See Correction of Input Data by Principal Component Analysis for more information on other options in this dialog.

Select the Run button to perform the analysis.

When the analysis is complete, a message indicating the number of components found and the number of predictors analyzed will be appended to the Node Change Log for each output spreadsheet. All spreadsheets selected for output will be opened.

Spreadsheet Outputs

The possible output spreadsheets are as follows:

  • The corrected input data. (Recall that genotypic data is first converted to numeric data by the selected genetic model.)
  • The principal components spreadsheet with rows according to the sample and columns according to the component. These components will be sorted by eigenvalue, large to small. Only the number of components requested will be shown.
  • The eigenvalue spreadsheet will simply show the eigenvalues from greatest to smallest (of the number of components requested).
  • If recomputing components after removal of outliers was selected, and outliers were found, then a spreadsheet will be created to list these outliers as well as the iteration and component in which they were found.

Note

  1. If you wish to plot any outputs (such as the one column in the eigenvalue spreadsheet) select Plot Numeric Values from the Plot menu. The column of data will be plotted against the row labels or eigenvalue number.
  2. If you wish to plot a principal component eigenvector against another eigenvector, select XY Scatter Plots from the Plot menu. See Multi-Color Scatter Plots for PCA or Gender Analysis or N by N Scatter Plots for more information.

Correcting for Stratification by Genomic Control

This somewhat older method, pioneered by Devlin and Roeder [DevlinAndRoeder1999], notes that the chi-squared distribution of statistics from association tests being confounded by stratification will be more “spread out” than they should be. The result is a higher median than the median of a true chi-square distribution. Several models exist for how much the distribution should be spread out, depending on the test type, but the distribution will usually be uniformly spread out by a certain “inflation factor” \lambda.

This technique of Genomic Control measures this “inflation factor” \lambda by taking the median of the distribution of the chi-square statistic from results of an actual test done over a set of markers from the study in question, and dividing this median by the median of the corresponding (ideal) chi-square distribution. If the result is less than one, the distribution is considered close enough to ideal and \lambda is taken to be one.

Then, Genomic Control applies its correction by dividing the actual association test chi-square statistic results by this \lambda, thus possibly making these results appropriately more pessimistic.

Two approaches exist for this:

  • Measure the “inflation factor” \lambda over a set of markers designed to indicate population stratification. Then, use this \lambda on the actual association test (presumably done for just a few candidate markers). (For studies over a small number of markers.)
  • Measure the “inflation factor” \lambda over the actual association tests being done. Then afterward, use this \lambda on all chi-square results so obtained. (For whole-genome scans or a large number of markers.)

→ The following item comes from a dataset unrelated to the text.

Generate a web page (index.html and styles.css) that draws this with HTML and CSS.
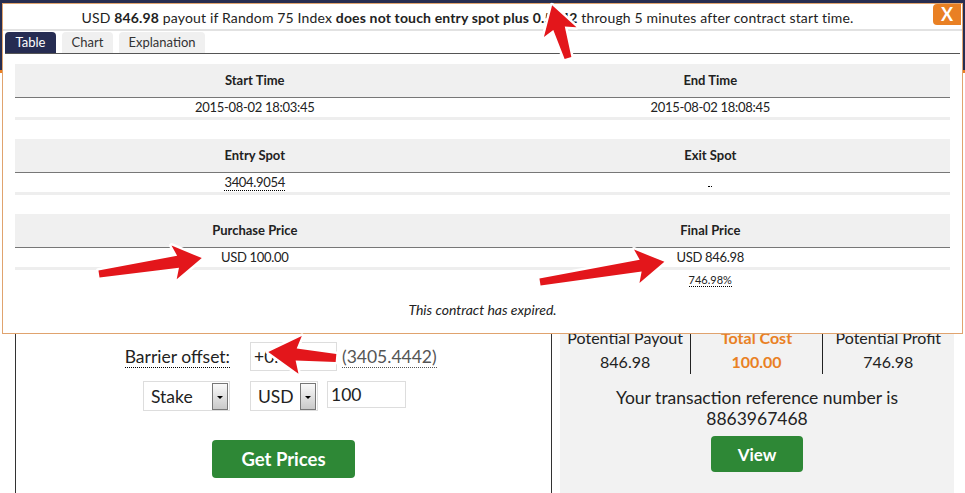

Both of these approaches are available in SVS, through the Genotype > Genotype Association Tests dialog in the Analysis menu.

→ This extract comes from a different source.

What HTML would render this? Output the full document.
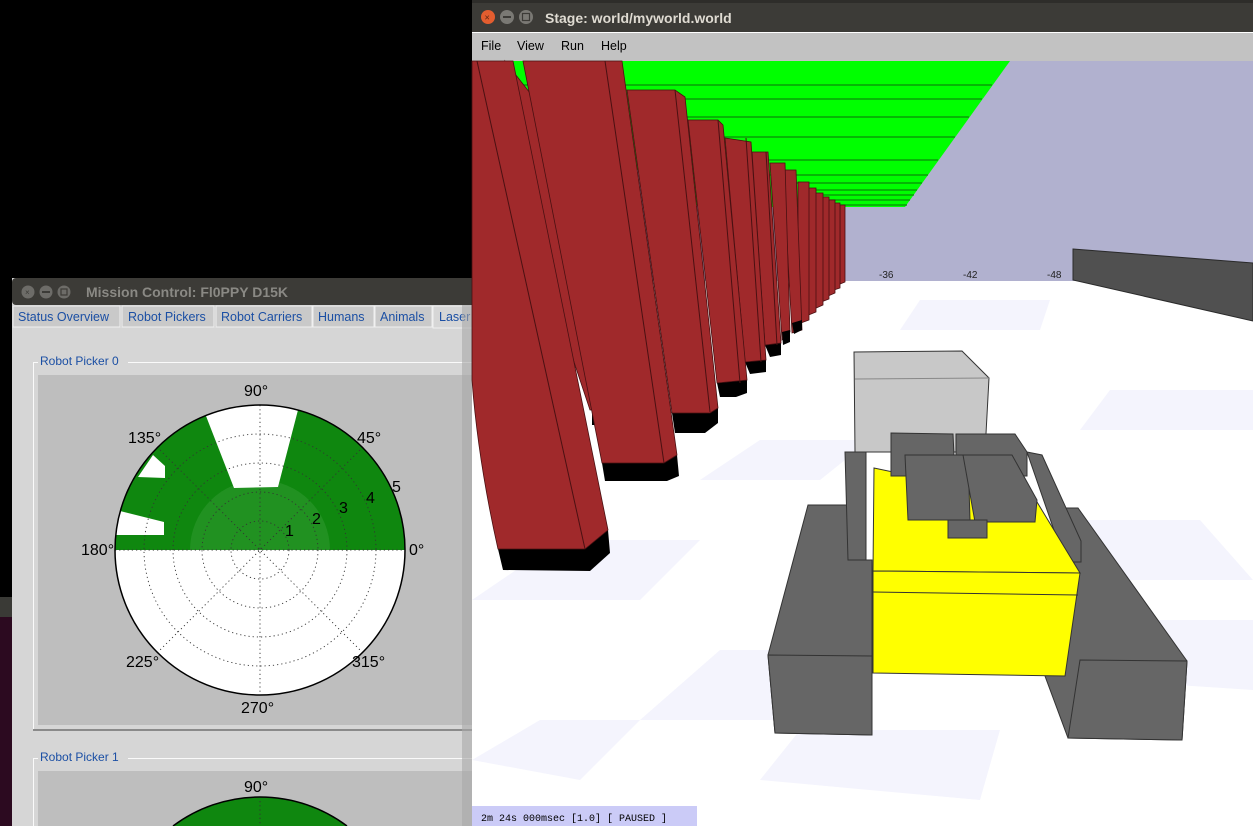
<!DOCTYPE html>
<html><head><meta charset="utf-8"><style>
html,body{margin:0;padding:0;width:1253px;height:826px;overflow:hidden;background:#000;font-family:"Liberation Sans",sans-serif}
svg{position:absolute;left:0;top:0}
</style></head><body>
<svg width="1253" height="826" viewBox="0 0 1253 826" xmlns="http://www.w3.org/2000/svg">
<rect x="0" y="0" width="1253" height="826" fill="#000"/>
<rect x="0" y="597" width="14" height="229" fill="#2c0a20"/>
<rect x="0" y="597" width="14" height="20" fill="#3a3a36"/>
<rect x="12" y="278" width="470" height="548" fill="#d6d6d6"/>
<rect x="12" y="278" width="470" height="27" rx="4" fill="#3c3b37"/>
<circle cx="28" cy="292" r="6.5" fill="#6d6c68"/><circle cx="46" cy="292" r="6.5" fill="#6d6c68"/><circle cx="64" cy="292" r="6.5" fill="#6d6c68"/>
<text x="25" y="295" font-size="8" fill="#3c3b37">×</text>
<rect x="42" y="291" width="8" height="2" fill="#3c3b37"/><rect x="61" y="289" width="6" height="6" fill="none" stroke="#3c3b37" stroke-width="1.2"/>
<text x="86" y="297" font-size="14" font-weight="bold" fill="#8a8984">Mission Control: Fl0PPY D15K</text>
<rect x="12" y="305" width="470" height="22" fill="#c6c6c6"/>
<g font-size="12.5" fill="#1b4fa4">
<rect x="13" y="306" width="107" height="21" fill="#c9c9c9" stroke="#f0f0f0"/><text x="18" y="321">Status Overview</text>
<rect x="122" y="306" width="92" height="21" fill="#c9c9c9" stroke="#f0f0f0"/><text x="128" y="321">Robot Pickers</text>
<rect x="216" y="306" width="96" height="21" fill="#c9c9c9" stroke="#f0f0f0"/><text x="221" y="321">Robot Carriers</text>
<rect x="313" y="306" width="61" height="21" fill="#c9c9c9" stroke="#f0f0f0"/><text x="318" y="321">Humans</text>
<rect x="375" y="306" width="57" height="21" fill="#c9c9c9" stroke="#f0f0f0"/><text x="380" y="321">Animals</text>
<rect x="433" y="306" width="50" height="22" fill="#d6d6d6" stroke="#f0f0f0"/><text x="439" y="321">Laser</text>
</g>
<rect x="33.5" y="362.5" width="450" height="368" fill="none" stroke="#fafafa"/>
<rect x="33" y="729" width="450" height="2" fill="#8a8a8a"/>
<rect x="38" y="375" width="440" height="350" fill="#bebebe"/>
<rect x="38" y="358" width="90" height="10" fill="#d6d6d6"/>
<text x="40" y="365" font-size="12" fill="#1b4fa4">Robot Picker 0</text>
<g>
<circle cx="260" cy="550" r="145" fill="#fff"/>
<path d="M115,550 A145,145 0 0 1 405,550 Z" fill="#0f870f"/>
<path d="M190,550 A70,70 0 0 1 330,550 Z" fill="#3ba13b" opacity="0.4"/>
<path d="M206,416 L234,488 L278,487 L298,410 A145,145 0 0 0 206,416 Z" fill="#fff"/>
<path d="M153,455 L165,466 L165,478 L138,477 Z" fill="#fff"/>
<path d="M120,511 L164,522 L164,535 L116,535 Z" fill="#fff"/>
<g fill="none" stroke="#333" stroke-width="0.9" stroke-dasharray="1.2,3">
<circle cx="260" cy="550" r="29"/><circle cx="260" cy="550" r="58"/><circle cx="260" cy="550" r="87"/><circle cx="260" cy="550" r="116"/>
<line x1="115" y1="550" x2="405" y2="550"/><line x1="260" y1="405" x2="260" y2="695"/>
<line x1="157" y1="447" x2="363" y2="653"/><line x1="363" y1="447" x2="157" y2="653"/>
</g>
<circle cx="260" cy="550" r="145" fill="none" stroke="#000" stroke-width="1.5"/>
<g font-size="16" fill="#000">
<text x="244" y="396">90°</text><text x="128" y="443">135°</text><text x="357" y="443">45°</text>
<text x="81" y="555">180°</text><text x="409" y="555">0°</text>
<text x="126" y="667">225°</text><text x="352" y="667">315°</text><text x="241" y="713">270°</text>
<text x="285" y="536">1</text><text x="312" y="524">2</text><text x="339" y="513">3</text><text x="366" y="503">4</text><text x="392" y="492">5</text>
</g>
</g>
<path d="M33.5,826 V758.5 H483.5" fill="none" stroke="#fafafa"/>
<rect x="38" y="771" width="440" height="55" fill="#bebebe"/>
<rect x="38" y="752" width="90" height="10" fill="#d6d6d6"/>
<text x="40" y="761" font-size="12" fill="#1b4fa4">Robot Picker 1</text>
<text x="244" y="792" font-size="16">90°</text>
<path d="M173,826 A145,145 0 0 1 347,826 Z" fill="#0f870f"/>
<path d="M173,826 A145,145 0 0 1 347,826" fill="none" stroke="#000" stroke-width="1.5"/>
<line x1="260" y1="801" x2="260" y2="826" stroke="#333" stroke-dasharray="1.2,3"/>
<rect x="462" y="305" width="10" height="521" fill="#a8a8a8" opacity="0.6"/>

<rect x="472" y="0" width="781" height="34" fill="#3c3b37"/>
<rect x="472" y="0" width="781" height="3" fill="#2e2d2a"/>
<circle cx="488" cy="17" r="7" fill="#e35d2f"/><text x="484.5" y="20.5" font-size="9" fill="#5a2310">×</text>
<circle cx="507" cy="17" r="7" fill="#7a7974"/><rect x="503" y="16" width="8" height="2" fill="#3c3b37"/>
<circle cx="526" cy="17" r="7" fill="#7a7974"/><rect x="522.5" y="13.5" width="7" height="7" fill="none" stroke="#3c3b37" stroke-width="1.2"/>
<text x="545" y="23" font-size="14" font-weight="bold" fill="#dfdbd2">Stage: world/myworld.world</text>
<rect x="472" y="32" width="781" height="29" fill="#c2c2c2"/>
<rect x="472" y="32" width="781" height="1" fill="#fff"/>
<g font-size="12.5" fill="#000"><text x="481" y="50">File</text><text x="517" y="50">View</text><text x="561" y="50">Run</text><text x="601" y="50">Help</text></g>
<rect x="472" y="61" width="781" height="765" fill="#fff"/>
<rect x="472" y="61" width="781" height="220" fill="#b1b1cf"/>
<g fill="#f4f4fd">
<polygon points="472,600 560,540 700,540 640,600"/>
<polygon points="640,720 720,650 880,650 830,720"/>
<polygon points="472,760 540,720 640,720 580,780"/>
<polygon points="700,480 760,440 870,440 820,480"/>
<polygon points="1000,580 1040,520 1200,520 1253,580"/>
<polygon points="1100,680 1140,620 1253,620 1253,690"/>
<polygon points="1080,430 1110,390 1253,390 1253,430"/>
<polygon points="900,330 920,300 1050,300 1040,330"/>
<polygon points="760,780 800,730 1000,730 980,800"/>
</g>
<polygon points="510,61 1010,61 905,207 845,207 700,207 520,100" fill="#00ff00"/>
<g stroke="#0a8a0a" stroke-width="1.2">
<line x1="520" y1="85" x2="992" y2="85"/><line x1="560" y1="99" x2="982" y2="99"/><line x1="600" y1="117" x2="969" y2="117"/>
<line x1="680" y1="137" x2="955" y2="137"/><line x1="730" y1="160" x2="938" y2="160"/><line x1="760" y1="175" x2="928" y2="175"/>
<line x1="790" y1="183" x2="922" y2="183"/><line x1="805" y1="190" x2="917" y2="190"/><line x1="815" y1="195" x2="914" y2="195"/>
<line x1="825" y1="200" x2="910" y2="200"/><line x1="835" y1="205" x2="907" y2="205"/>
</g>
<polygon points="1073,249 1253,263 1253,321 1073,280" fill="#505050" stroke="#2a2a2a"/>
<g font-size="10" fill="#222"><text x="879" y="278">-36</text><text x="963" y="278">-42</text><text x="1047" y="278">-48</text></g>
<g fill="#a0292b" stroke="#4a1012" stroke-width="0.8">
<polygon points="840,205 845,205 845,282 840,284"/>
<polygon points="834,203 840,203 840,288 834,290"/>
<polygon points="828,200 835,200 835,293 828,296"/>
<polygon points="821,197 829,197 829,299 821,302"/>
<polygon points="814,193 823,193 823,305 814,309"/>
<polygon points="806,188 816,188 816,312 806,316"/>
<polygon points="798,182 809,182 809,320 798,324"/>
<polygon points="783,170 796,170 802,330 792,333"/>
<polygon points="770,163 785,163 790,332 782,340"/>
</g>
<g fill="#000">
<polygon points="792,323 802,320 802,330 794,334"/>
<polygon points="782,332 790,330 790,342 783,345"/>
</g>
<polygon points="765,345 781,343 781,355 770,357" fill="#000"/>
<polygon points="752,152 768,152 781,343 765,345" fill="#a0292b" stroke="#4a1012" stroke-width="0.8"/>
<line x1="766" y1="152" x2="777" y2="345" stroke="#4a1012"/>
<polygon points="745,362 766,360 766,372 750,374" fill="#000"/>
<polygon points="725,138 751,142 766,360 745,362" fill="#a0292b" stroke="#4a1012" stroke-width="0.8"/>
<line x1="746" y1="138" x2="761" y2="362" stroke="#4a1012"/>
<polygon points="717,383 747,380 747,393 736,397 720,397" fill="#000"/>
<polygon points="688,120 718,120 723,125 747,380 717,383" fill="#a0292b" stroke="#4a1012" stroke-width="0.8"/>
<line x1="718" y1="120" x2="740" y2="383" stroke="#4a1012"/>
<polygon points="672,413 718,408 718,423 705,433 675,433" fill="#000"/>
<polygon points="627,90 675,90 685,97 718,408 710,413 672,413" fill="#a0292b" stroke="#4a1012" stroke-width="0.8"/>
<line x1="675" y1="90" x2="710" y2="412" stroke="#4a1012"/>
<polygon points="592,410 604,410 604,425 592,425" fill="#000"/>
<polygon points="505,61 530,93 604,410 590,410 520,200" fill="#a0292b" stroke="#4a1012" stroke-width="0.8"/>
<polygon points="602,463 677,455 679,476 667,481 605,481" fill="#000"/>
<polygon points="523,61 622,61 677,455 664,463 602,463" fill="#a0292b" stroke="#4a1012" stroke-width="0.8"/>
<line x1="605" y1="61" x2="664" y2="463" stroke="#4a1012"/>
<polygon points="498,549 585,549 608,530 610,553 590,571 503,570" fill="#000"/>
<path d="M472,61 L513,61 L608,530 L585,549 L498,549 Q478,460 472,380 Z" fill="#a0292b" stroke="#4a1012" stroke-width="0.8"/>
<line x1="477" y1="61" x2="585" y2="549" stroke="#4a1012"/>
<g stroke="#333" stroke-width="1">
<polygon points="854,352 962,351 989,378 985,452 855,452" fill="#c8c8c8"/>
<line x1="855" y1="379" x2="989" y2="378" stroke="#888"/>
<polygon points="808,505 850,505 850,560 872,560 872,735 775,733 768,655" fill="#666"/>
<polygon points="768,655 872,656 872,735 775,733" fill="#666"/>
<polygon points="1060,508 1078,508 1187,661 1182,740 1068,738 1045,676" fill="#666"/>
<polygon points="1080,660 1187,661 1182,740 1068,738" fill="#666"/>
<polygon points="845,452 866,452 866,560 848,560" fill="#666"/>
<polygon points="1027,452 1042,455 1081,541 1081,562 1065,562" fill="#666"/>
<polygon points="874,468 1037,502 1080,573 873,571" fill="#ffff00"/>
<polygon points="873,571 1080,573 1065,676 873,673" fill="#ffff00"/>
<line x1="873" y1="592" x2="1078" y2="595"/>
<polygon points="891,433 953,434 955,476 891,476" fill="#666"/>
<polygon points="956,434 1015,434 1027,452 1027,476 956,476" fill="#666"/>
<polygon points="905,455 968,455 970,520 908,520" fill="#666"/>
<polygon points="963,455 1012,455 1037,500 1035,522 975,522" fill="#666"/>
<polygon points="948,520 987,520 987,538 948,538" fill="#666"/>
</g>
<rect x="472" y="806" width="225" height="20" fill="#cbcbf7"/>
<text x="481" y="821" font-size="10" font-family="Liberation Mono,monospace" fill="#000">2m 24s 000msec [1.0] [ PAUSED ]</text>
</svg>
</body></html>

From the Genotype Association Tests dialog, select Show Inflation Factor (Lambda), Chi-Squares, and Corrected Values to find inflation factors (\lambda) and the results of applying the Genomic Control technique on chi-squares, p-values, Bonferroni-adjusted p-values, and False Discovery Rates.

Note

The inflation factor will be displayed in the Node Change Log for the Association Results spreadsheet.

From the Genotype Association Tests dialog, select Correct Using This Inflation Factor (Lambda) Instead: and enter a \lambda value to use as an “inflation factor” that was determined from a previous association test run or from other data previously analyzed.

Note

The inflation factor relates to the chi-square statistic. After a chi-square statistic has been corrected through Genomic Control, the normal procedure for finding the approximate p-value is still followed. If there had been “inflation”, the Genomic Control-corrected p-value will be pushed closer to one.